第2に、演技力だ。芸人の中には演技がまったくできない人もいるけれど、高い演技力を備えた人が少なくない。我が家の坪倉由幸、ハナコの岡部大といった名前が挙げられるだろうか。
ネタを始めとした活動の中で、芸人にはしばしば演技力が求められる。言うまでもなく、コントには一定の演技力が必要となる。また、一見演技とは関係なさそうな漫才も、2人のやり取りだけで舞台上に別空間を作り上げる点、同じネタを初見の感じで繰り返し披露する点などで、演技力を要求される芸だ。歌手として芸能活動をスタートし俳優も務める夏木マリは、次のように語る。
「(漫才は)究極だもんね。2人でやるってすごく難しいし、演劇の基本だなって思うんですよね」(『やすとものいたって真剣です』朝日放送、2021年4月15日)
ネタだけでない。バラエティーでのトークにも、言葉ひとつで自分の世界に引き込む力が求められる。いや、表情や身振り手振りなども必要なトークは、総合的な身体表現とも言えるだろう。他の番組でも話したエピソードトークを初めて披露する感じで話し、聞く側の芸人も初めて聞いた感じで話を転がす、というのも一種の演技力の賜物かもしれない。
バカリズムは脚本家としても活躍する立場から、芸人と俳優の演技の違いを次のように語る。
「ドラマとかでよく長ゼリフあるじゃないですか。僕、あれはやらないようにしてるんです。(セリフを)割るようにしてるんですね。途中に相槌を入れたり。役者さんって、相槌に関してもちゃんと文字に起こして入れないと、読んでくれない。
そうなると、長ゼリフの間はずっと他の役の方を待ってるんですよ。芸人だったら、コントの間、自分のタイミングで相槌入れたりするから、そこにリアリティが生まれるんですけど」(『ごぶごぶ』毎日放送、2021年1月19日)
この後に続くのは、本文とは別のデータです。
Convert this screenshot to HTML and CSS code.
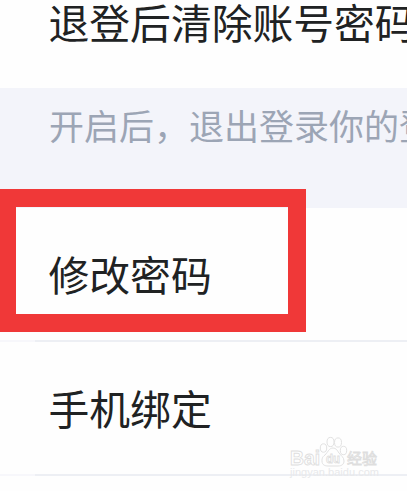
FILE: index.html
```
<!DOCTYPE html>
<html lang="zh-CN">
<head>
  <meta charset="UTF-8" />
  <meta name="viewport" content="width=device-width, initial-scale=1" />
  <title>账号安全</title>
  <link rel="stylesheet" href="styles.css">
</head>
<body>
  <!-- settings list -->
  <div class="settings">
    <div class="item first">退登后清除账号密码</div>
    <div class="tip">开启后，退出登录你的登</div>
    <div class="item line">修改密码</div>
    <div class="item line">手机绑定</div>
    <!-- red highlight box -->
    <div class="highlight"></div>
  </div>

  <!-- watermark -->
  <svg class="watermark" viewBox="0 0 96 46" width="96" height="46">
    <g class="mark">
      <text class="brand" x="3" y="30" textLength="30" lengthAdjust="spacingAndGlyphs">Bai</text>
      <ellipse cx="36.5" cy="13" rx="3.2" ry="4.2" />
      <ellipse cx="43.5" cy="7" rx="3.5" ry="4.6" />
      <ellipse cx="51" cy="7.5" rx="3.5" ry="4.6" />
      <ellipse cx="56.5" cy="15.5" rx="3.2" ry="4.2" />
      <path d="M46 13c-4 0-5 4-8 7-3 2-3 4-3 6 0 4 3 5 6 5h10c4 0 6-2 6-5 0-4-3-5-5-8-2-3-3-5-6-5z" />
      <text class="du" x="39" y="28" textLength="14" lengthAdjust="spacingAndGlyphs">du</text>
      <text class="cn" x="60" y="29" textLength="30">经验</text>
    </g>
    <text class="url" x="3" y="41" textLength="89" lengthAdjust="spacingAndGlyphs">jingyan.baidu.com</text>
  </svg>
</body>
</html>
```
FILE: styles.css
```
body {
  margin: 0;
  height: 491px;
  overflow: hidden;
  background-color: #fefefe;
  color: #202223;
  font-family: "Noto Sans CJK SC", sans-serif;
}

/* settings list, flow-root keeps the first row's negative margin inside */
.settings {
  display: flow-root;
  position: relative;
  overflow: hidden;
}

.item {
  display: flex;
  align-items: center;
  box-sizing: border-box;
  height: 134px;
  padding: 0 0 1px 48.5px;
  font-size: 40.8px;
  line-height: 60px;
  white-space: nowrap;
}

/* first row is scrolled half out of view */
.first {
  height: 96px;
  align-items: flex-start;
  margin-top: -8px;
}

.line {
  border-bottom: 2px solid;
  border-image: linear-gradient(to right, #f7f7fb 36px, #edeff4 36px) 1;
}

.tip {
  height: 120px;
  padding: 11px 0 0 49px;
  box-sizing: border-box;
  background-color: #f3f4fa;
  color: #9ca5b5;
  font-size: 35px;
  line-height: 52px;
  white-space: nowrap;
}

/* red highlight box */
.highlight {
  position: absolute;
  top: 189px;
  left: 0;
  width: 306px;
  height: 143px;
  box-sizing: border-box;
  border: 18px solid #f03838;
  border-left-width: 16px;
}

/* watermark */
.watermark {
  position: absolute;
  left: 287px;
  top: 435px;
}

.mark {
  fill: #fefefe;
  stroke: #dedede;
  stroke-width: 0.9;
}

.brand,
.du {
  font-family: "Liberation Sans", sans-serif;
  font-weight: bold;
}

.brand {
  font-size: 20px;
}

.du {
  font-size: 13px;
}

.cn {
  font-size: 15px;
}

.url {
  font-family: "Liberation Sans", sans-serif;
  font-size: 10px;
  fill: #e8e9eb;
}
```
芸人が身体化した間合いのリアリティ。人によっては、それがドラマなどの映像作品にうまくハマるということなのだろう。
ドラマに必要な「普通の人」
第3に、“普通”であることを挙げておきたい。ドラマに出演する芸人には、特異な存在感を放つ者も少なくない。板尾創路や飯尾和樹が代表例だろうか。芸人としての普段のキャラクターが、ドラマの中でアクセントとなることも多い。
他方で、“普通”が武器になっている芸人もいるように思う。たとえば、3時のヒロインの福田麻貴。2020年のドラマ『危険なビーナス』(TBS系)に看護師役として出演していた彼女は、そのドラマ内において実に“普通”の人だった。『半沢直樹』のアンジャッシュ・児嶋もまた、アクの強い俳優陣の中で“普通”の雰囲気を醸し出していた。
メインの登場人物に美男美女が立ち並ぶことが多い地上波ドラマ。その中に紛れ込む、主要キャストでありながらも“普通”の人は、平板化しかねない画面に凹凸を作り、リアリティを宿らせる。芸人の相対的な親しみやすさが、見る者の共感を呼び起こす面もあるかもしれない。
今後も、芸人によるドラマなどでの活躍は続くだろう。ピン芸人の中でも屈指の演技力で『THE W』(日本テレビ系)王者に輝いた吉住、コント師として日常のディテールから可笑しみをすくい上げる演技力に定評のあるかが屋、ヒゲにメガネの風貌がCMでも存在感を放ち、妹の伊藤沙莉と同じく声質にも特徴のあるオズワルドの伊藤俊介、その哀愁を帯びた可笑しみが注目され始めている錦鯉を始めとした“おじさん芸人”たち――。人材は豊富だ。